According to a new study in the journal Microbiome, a single 10-second kiss can transfer as many as 80 million bacteria, according to Dutch scientists.

Yes, when you and your loved one kiss, you're doing a lot more than just showing a little affection, you're also swapping tons of bacteria!

Screenshot fromt the video.

A team from the Netherlands Organisation for Applied Scientific Research (TNO) led by Professor Remco Kort, asked 21 couples a series of questions to assess their kissing habits, including how frequently they had kissed in the last year and when they last locked lips.

The study, published the American scientific journal Microbiome, measured how many microbes the exchange. Their levels of bacteria and other micro-organisms on their tongues and in their saliva were tested.

In a single kiss of ten seconds, 80 million bacteria are transferred - on average - from one person to the other,
says Remco Kort, who collaborated with Amsterdam's Micropia Museum for the study. The museum claims to be the first dedicated to the science of microbes.

Researchers found that people in a relationship have more similar types of oral bacteria compared to strangers. And couples who reported they kissed more frequently had more similar microbiomes in their mouths.

To find see how similar the shared bacteria were, the researchers did one more test. One person in the couple drank a probiotic yogurt drink containing bacteria called Lactobacillus and Bifidobacteria and waited a little bit. Then, the couple shared a 10-second, French kiss. The researchers took a sample of the bacteria in the mouth of the partner who hadn't had any probiotic yogurt. What the researchers found was that the volume of bacteria transferred to the other partner was on average 80 million bacteria!
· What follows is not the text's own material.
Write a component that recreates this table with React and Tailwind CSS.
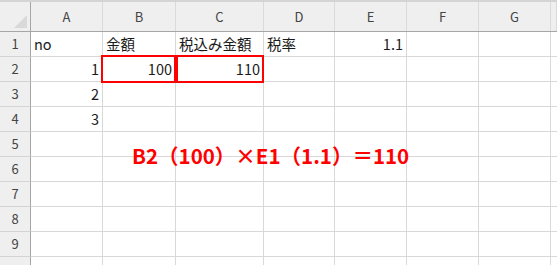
const cols = ['A', 'B', 'C', 'D', 'E', 'F', 'G', ''];
const widths = ['w-[72px]', 'w-[73px]', 'w-[88px]', 'w-[71px]', 'w-[72px]', 'w-[72px]', 'w-[72px]', 'flex-1'];

// cell values per row, [text, align]
const rows = [
  [['no', 'l'], ['金額', 'l'], ['税込み金額', 'l'], ['税率', 'l'], ['1.1', 'r']],
  [['1', 'r'], ['100', 'r'], ['110', 'r']],
  [['2', 'r']],
  [['3', 'r']],
  [],
  [],
  [],
  [],
  [],
  [],
];

const font = { fontFamily: '"Noto Sans CJK JP", "Noto Sans", sans-serif' };

function Corner() {
  return (
    <div className="w-[31px] shrink-0 h-full border-r border-[#a6a6a6] relative">
      <svg className="absolute right-[3px] bottom-[3px]" width="13" height="13" viewBox="0 0 13 13">
        <polygon points="13,0 13,13 0,13" fill="#d9d9d9" />
      </svg>
    </div>
  );
}

function Row({ n, cells }) {
  return (
    <div className="flex h-[25px] shrink-0">
      <div className="w-[31px] shrink-0 bg-[#efefef] border-r border-b border-[#a6a6a6] border-b-[#d4d4d4] flex items-center justify-center text-[13px] text-[#444]">
        {n}
      </div>
      {widths.map((w, i) => {
        const c = cells[i];
        return (
          <div
            key={i}
            className={`${w} shrink-0 border-r border-b border-[#d8d8d8] px-[3px] flex items-center text-[14.5px] text-[#1a1a1a] leading-[24px] whitespace-nowrap ${c && c[1] === 'r' ? 'justify-end' : 'justify-start'}`}
          >
            {c ? c[0] : ''}
          </div>
        );
      })}
    </div>
  );
}

export default function App() {
  return (
    <div className="w-[557px] h-[265px] overflow-hidden bg-white relative flex flex-col" style={font}>
      <div className="h-[2px] bg-[#d4d4d4] shrink-0" />
      <div className="flex h-[30px] shrink-0 bg-[#efefef] border-b border-[#a6a6a6]">
        <Corner />
        {cols.map((c, i) => (
          <div
            key={i}
            className={`${widths[i]} shrink-0 border-r border-[#dadada] flex items-center justify-center text-[13px] text-[#444]`}
          >
            {c}
          </div>
        ))}
      </div>
      {rows.map((r, i) => (
        <Row key={i} n={i < 9 ? i + 1 : ''} cells={r} />
      ))}

      {/* selection outlines on B2 and C2 */}
      <div className="absolute left-[101px] top-[55px] w-[75px] h-[28px] border-2 border-[#ff0000]" />
      <div className="absolute left-[176px] top-[55px] w-[88px] h-[28px] border-2 border-[#ff0000]" />

      {/* formula note */}
      <div className="absolute left-[132px] top-[145px] text-[20.5px] leading-none font-bold text-[#ff0000] whitespace-nowrap">
        B2（100）×E1（1.1）＝110
      </div>
    </div>
  );
}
French kissing is a great example of exposure to a gigantic number of bacteria in a short time. While 80 million bacteria being transferred in just one kiss sounds scary, it is in fact probably a good thing, acting as a form of immunization and building resistance from exposure to different microorganisms,
says Professor Remco Kort.

It was also found out through questionnaires that the more often a couple kisses, the more bacteria they share. Dry, prudent kisses only transfer 1,000 bacteria and a French kiss will give millions of bacteria!

This might all sound a bit icky, but researchers say transferring bacteria can actually be beneficial for you.

There are a number of studies that show if the diversity in bacteria increases — more different types of species — this is a good thing,
study author Remco Cort told Time.

In fact, it can actually help keep the body resistant to disease, by allowing your body to build up resistance to different microorganisms. If you would you like to know how much bacteria you and your partner are sharing? There is a "Kiss-o-meter" set up in Amsterdam based on this research that will rate your kisses: Micropia. They will give you a read out of the microorganisms you’ve exchanged.